This is a tutorial for my LED Sewing Kit, where you can include LEDs into an embroidered picture or into a garment of your choice.
Materials and Tools
Pattern, carbon paper, wooden embroidery hoop, fabric, pen/pencil, scissors, needlenose pliers, two yellow LEDs, switch, embroidery needle, coincell battery and holder, conductive thread, embroidery floss, regular sewing thread (any color).
Most of these things can be found at the craft store. For the hard to find parts, I’ve put together an LED sewing kit you can buy, or source the parts as follows:
You can find the LEDs and switch at Radioshack or Fry’s. The battery is a CR2032 coincell (Digikey #P189-ND), and the battery holder has sewable leads (Digikey #BA2032SM-ND). You can buy the conductive thread from Lame Livesaver and Sparkfun.
Modify the LEDs according to the instructions below to make them sewable. I soldered wire leads onto my switch to make it easier to work with. If you’re using the snap from the kit, you’ve got no soldering to do!
Download the pattern and trace it onto the fabric with the carbon paper.
Loosen the screw and place the solid hoop under the fabric. Secure the outer hoop over the inner hoop, centered over the traced design. Tighten down the screw, and pull the fabric taut, a little bit from each side to keep the design centered. It should make a little noise when you tap on it, like a drum.
Embroider the design
Here’s where we start the backstitch. Bring the needle from the back to front one stitch’s length up the line from the first stitch and pull taut.

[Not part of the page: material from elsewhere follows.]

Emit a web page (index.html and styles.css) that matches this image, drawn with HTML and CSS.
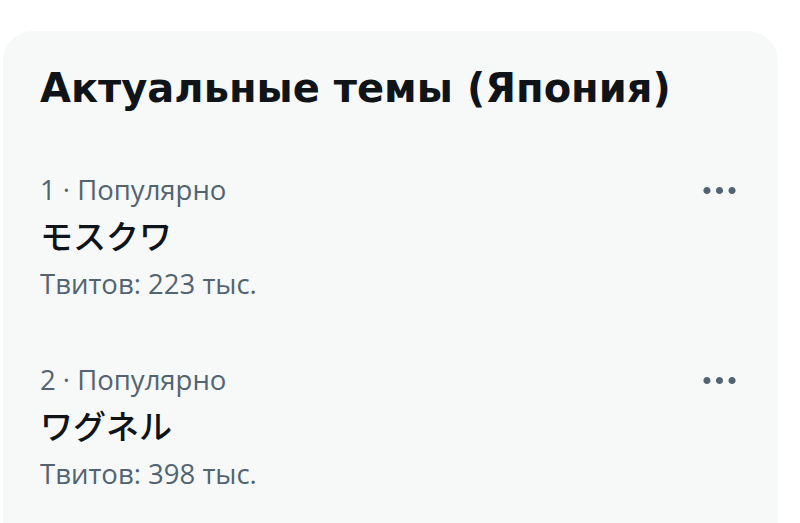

Pull the needle from front to back at the spot where the first stitch ended and pull taut.
Keep going. You can jump over sections of the back to start up another line, just make sure the fabric is tight in the hoop to prevent puckering. Also try to make the most efficient path to use the smallest amount of floss required.
Prepare the LED and switch
Prepare the switch by coiling the leads of the wires on the switch. It’s not important which one is which. If you’re using the LED sewing kit, you have a snap instead of a switch. Good news, you can skip this step!
Sew the circuit
Hold the battery holder in place with one hand, and sew it in place with the other. Notice we’re sewing the end with the + on it (not the -). Stitch it the same way as the LED. You’ll reach a point when the needle will no longer fit through the hole because it will be too ful of stitches.
Tie off the thread. Weave it back along the stitched line the same way you do with the regular floss, then cut it. The reason you weave it back is that the end tends to fray, which could cause a short circuit if it were near another conductive trace.
If the post sticks out the other side of the hoop, you can thread on one of the nuts that came with the switch.
Sew one lead of the switch to the negative conductive path (the one not attached to the battery), making sure to make good connections between the switch coil and the negative conductive path. Cut the thread. If you’re using the snap from the kit instead of a toggle switch, sew one half to the back of the embroidery with the conductive thread as indicated in the diagram, then sew the second conductive path to the other half of the snap (but not the base fabric) so that it dangles free (use careful positioning so it doesn’t short your circuit while its dangling). Snap the snap to turn on the circuit.
Turn it over and flip the switch. The lights should come on! If they don’t, turn it off and check for good connections and shorts.